**Exercise goal:** All of the lines below are to be transcribed faithfully, with pictures excluded from the copy.
═════ Supplied material
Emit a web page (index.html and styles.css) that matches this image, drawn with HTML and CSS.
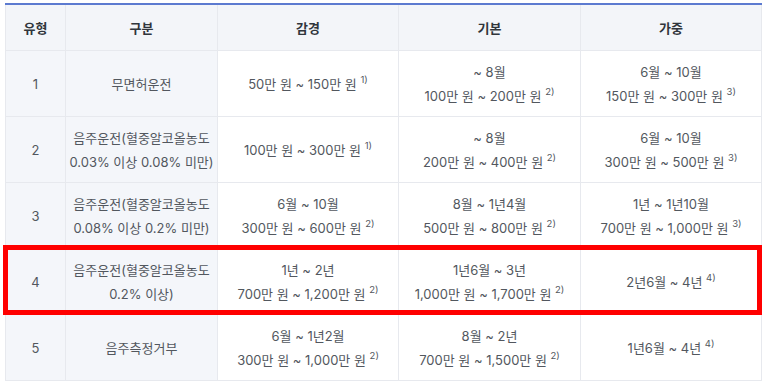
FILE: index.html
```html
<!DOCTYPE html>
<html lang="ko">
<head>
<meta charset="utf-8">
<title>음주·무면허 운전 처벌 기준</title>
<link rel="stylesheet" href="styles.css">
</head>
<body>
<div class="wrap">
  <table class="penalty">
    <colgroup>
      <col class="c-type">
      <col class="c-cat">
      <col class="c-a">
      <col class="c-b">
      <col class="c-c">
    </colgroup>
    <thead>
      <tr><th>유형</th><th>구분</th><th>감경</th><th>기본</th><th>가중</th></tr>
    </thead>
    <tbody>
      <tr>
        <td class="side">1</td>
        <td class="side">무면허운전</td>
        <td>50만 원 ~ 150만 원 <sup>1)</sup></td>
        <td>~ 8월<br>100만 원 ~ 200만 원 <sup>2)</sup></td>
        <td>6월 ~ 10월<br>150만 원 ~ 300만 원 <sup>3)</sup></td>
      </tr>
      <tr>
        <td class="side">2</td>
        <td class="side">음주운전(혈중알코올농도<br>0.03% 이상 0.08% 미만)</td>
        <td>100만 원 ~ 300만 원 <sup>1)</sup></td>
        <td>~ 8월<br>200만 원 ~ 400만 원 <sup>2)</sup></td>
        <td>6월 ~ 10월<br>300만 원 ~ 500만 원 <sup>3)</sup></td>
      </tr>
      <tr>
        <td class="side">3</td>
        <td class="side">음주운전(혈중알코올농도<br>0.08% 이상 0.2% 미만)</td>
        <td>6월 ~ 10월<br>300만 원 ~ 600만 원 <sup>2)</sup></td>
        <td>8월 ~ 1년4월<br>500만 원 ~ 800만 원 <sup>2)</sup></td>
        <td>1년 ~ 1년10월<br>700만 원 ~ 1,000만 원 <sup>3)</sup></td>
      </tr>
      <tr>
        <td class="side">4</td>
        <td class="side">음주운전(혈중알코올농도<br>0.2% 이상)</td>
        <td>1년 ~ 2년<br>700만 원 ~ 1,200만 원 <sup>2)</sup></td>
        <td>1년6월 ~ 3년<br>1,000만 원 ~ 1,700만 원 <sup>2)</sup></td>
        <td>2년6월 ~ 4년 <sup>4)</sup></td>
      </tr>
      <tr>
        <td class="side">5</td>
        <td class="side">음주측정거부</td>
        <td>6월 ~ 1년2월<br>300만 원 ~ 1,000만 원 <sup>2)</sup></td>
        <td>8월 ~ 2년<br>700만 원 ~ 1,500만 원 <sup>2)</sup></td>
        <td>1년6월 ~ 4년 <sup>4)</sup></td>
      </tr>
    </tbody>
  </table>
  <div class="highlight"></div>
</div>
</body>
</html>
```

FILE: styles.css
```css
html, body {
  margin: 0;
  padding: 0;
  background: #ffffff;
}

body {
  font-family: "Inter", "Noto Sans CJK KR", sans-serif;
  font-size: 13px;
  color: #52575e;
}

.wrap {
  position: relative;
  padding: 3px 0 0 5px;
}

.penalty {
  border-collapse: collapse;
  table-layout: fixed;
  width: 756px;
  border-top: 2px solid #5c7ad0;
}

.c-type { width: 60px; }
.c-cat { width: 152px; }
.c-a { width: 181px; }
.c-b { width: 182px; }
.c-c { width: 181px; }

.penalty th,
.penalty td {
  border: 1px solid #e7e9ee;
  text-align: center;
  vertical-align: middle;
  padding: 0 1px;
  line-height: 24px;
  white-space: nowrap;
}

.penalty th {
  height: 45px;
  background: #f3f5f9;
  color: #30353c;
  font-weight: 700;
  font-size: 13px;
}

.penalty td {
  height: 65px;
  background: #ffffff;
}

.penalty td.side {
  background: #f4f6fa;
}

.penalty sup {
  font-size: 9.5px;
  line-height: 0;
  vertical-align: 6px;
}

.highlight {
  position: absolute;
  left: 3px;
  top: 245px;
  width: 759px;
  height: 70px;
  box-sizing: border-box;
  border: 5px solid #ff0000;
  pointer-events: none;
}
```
══════════
**Final result:**
Emit a web page (index.html and styles.css) that matches this image, drawn with HTML and CSS.
FILE: index.html
```html
<!DOCTYPE html>
<html lang="ko">
<head>
<meta charset="utf-8">
<title>음주·무면허 운전 처벌 기준</title>
<link rel="stylesheet" href="styles.css">
</head>
<body>
<div class="wrap">
  <table class="penalty">
    <colgroup>
      <col class="c-type">
      <col class="c-cat">
      <col class="c-a">
      <col class="c-b">
      <col class="c-c">
    </colgroup>
    <thead>
      <tr><th>유형</th><th>구분</th><th>감경</th><th>기본</th><th>가중</th></tr>
    </thead>
    <tbody>
      <tr>
        <td class="side">1</td>
        <td class="side">무면허운전</td>
        <td>50만 원 ~ 150만 원 <sup>1)</sup></td>
        <td>~ 8월<br>100만 원 ~ 200만 원 <sup>2)</sup></td>
        <td>6월 ~ 10월<br>150만 원 ~ 300만 원 <sup>3)</sup></td>
      </tr>
      <tr>
        <td class="side">2</td>
        <td class="side">음주운전(혈중알코올농도<br>0.03% 이상 0.08% 미만)</td>
        <td>100만 원 ~ 300만 원 <sup>1)</sup></td>
        <td>~ 8월<br>200만 원 ~ 400만 원 <sup>2)</sup></td>
        <td>6월 ~ 10월<br>300만 원 ~ 500만 원 <sup>3)</sup></td>
      </tr>
      <tr>
        <td class="side">3</td>
        <td class="side">음주운전(혈중알코올농도<br>0.08% 이상 0.2% 미만)</td>
        <td>6월 ~ 10월<br>300만 원 ~ 600만 원 <sup>2)</sup></td>
        <td>8월 ~ 1년4월<br>500만 원 ~ 800만 원 <sup>2)</sup></td>
        <td>1년 ~ 1년10월<br>700만 원 ~ 1,000만 원 <sup>3)</sup></td>
      </tr>
      <tr>
        <td class="side">4</td>
        <td class="side">음주운전(혈중알코올농도<br>0.2% 이상)</td>
        <td>1년 ~ 2년<br>700만 원 ~ 1,200만 원 <sup>2)</sup></td>
        <td>1년6월 ~ 3년<br>1,000만 원 ~ 1,700만 원 <sup>2)</sup></td>
        <td>2년6월 ~ 4년 <sup>4)</sup></td>
      </tr>
      <tr>
        <td class="side">5</td>
        <td class="side">음주측정거부</td>
        <td>6월 ~ 1년2월<br>300만 원 ~ 1,000만 원 <sup>2)</sup></td>
        <td>8월 ~ 2년<br>700만 원 ~ 1,500만 원 <sup>2)</sup></td>
        <td>1년6월 ~ 4년 <sup>4)</sup></td>
      </tr>
    </tbody>
  </table>
  <div class="highlight"></div>
</div>
</body>
</html>
```

FILE: styles.css
```css
html, body {
  margin: 0;
  padding: 0;
  background: #ffffff;
}

body {
  font-family: "Inter", "Noto Sans CJK KR", sans-serif;
  font-size: 13px;
  color: #52575e;
}

.wrap {
  position: relative;
  padding: 3px 0 0 5px;
}

.penalty {
  border-collapse: collapse;
  table-layout: fixed;
  width: 756px;
  border-top: 2px solid #5c7ad0;
}

.c-type { width: 60px; }
.c-cat { width: 152px; }
.c-a { width: 181px; }
.c-b { width: 182px; }
.c-c { width: 181px; }

.penalty th,
.penalty td {
  border: 1px solid #e7e9ee;
  text-align: center;
  vertical-align: middle;
  padding: 0 1px;
  line-height: 24px;
  white-space: nowrap;
}

.penalty th {
  height: 45px;
  background: #f3f5f9;
  color: #30353c;
  font-weight: 700;
  font-size: 13px;
}

.penalty td {
  height: 65px;
  background: #ffffff;
}

.penalty td.side {
  background: #f4f6fa;
}

.penalty sup {
  font-size: 9.5px;
  line-height: 0;
  vertical-align: 6px;
}

.highlight {
  position: absolute;
  left: 3px;
  top: 245px;
  width: 759px;
  height: 70px;
  box-sizing: border-box;
  border: 5px solid #ff0000;
  pointer-events: none;
}
```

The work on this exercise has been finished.